An Indian army soldier stands guard close to the Line of Control, a ceasefire line dividing Kashmir between India and Pakistan, in Poonch
[Representational Image] The Pakistan army resorted to unprovoked firing on the Indian side of the Line of Control (LoC) in Pòonch district's Shahpu Kandi area in Jammu and Kashmir on Sunday morning. Picture: An Indian army soldier stands guard close to the Line of Control, a ceasefire line dividing Kashmir between India and Pakistan, in Poonch district.Reuters

Pakistan High Commisioner Abdul Basit, who met with Kashmiri separatist leaders on Tuesday in defiance of India's protest and calling off of secretary-level talks, defended his meet, stating that Kashmiris are "legitimate stakeholders", and that Kashmir is a "bilateral" issue.

Asked at a press conference on Wednesday as to why he went ahead with the meeting despite India taking the unprecedented decision of calling off talks over Pakistan's engagement with separatists, Basit said that it was necessary to engage the "stakeholders". "Kashmiris are legitimate stakeholders. We have been meeting the leaders for decades. The objective of these interactions is to engage all stakeholders," he said, stating that the issue had to be looked at "dispassionately".

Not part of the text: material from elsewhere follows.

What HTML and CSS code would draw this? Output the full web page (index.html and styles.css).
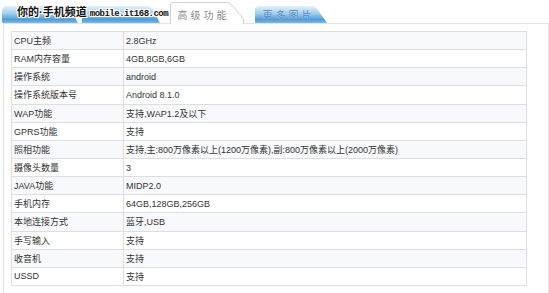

"This has been a long-standing practice, as was articulated by our foreign office. This was in the larger context of exploring peaceful means towards resolving the (Kashmir) issue. Both India and Pakistan agree that J&K is a bilateral dispute, whether it is UN resolution or the Simla accord," he added at the presser in Delhi.

The Indian government had reportedly given Basit an ultimatum that if he went ahead with the meeting with separatists, the secretary-level dialogue that was scheduled for 25 August would be cancelled.

"It was not an 'either-or' question," Basit said. "Pakistan is committed to finding peaceful solutions to the (Kashmir)problem. Though it is a setback that the secretary meeting has been cancelled, we will persevere in finding peaceful solutions in line with the leadership vision on both sides of the border."

Asked about repeated cross-border violations by the Pakistani troops, Basit said that there have been 57 violations from India's side since July. "We had asked the Indian government ten days ago to end unprovoked firing," he said.

According to Indian reports, Pakistan troops have violated cross-border ceasefire over 20 times since May till July, and 12 times this month itself.

Basit added that Indo-Pak relations had improved since the Modi government came to power.

"Since our prime ministers met in May, we have come a long way. Business ties have improved, we are arranging single country exhibitions in India and Pakistan, and we are also having sporting events," he said.

"We in Pakistan are optimistic that this positivity will sustain, and we would not allow obstructions. There is no reason we should lose hope of building strong bilateral relations."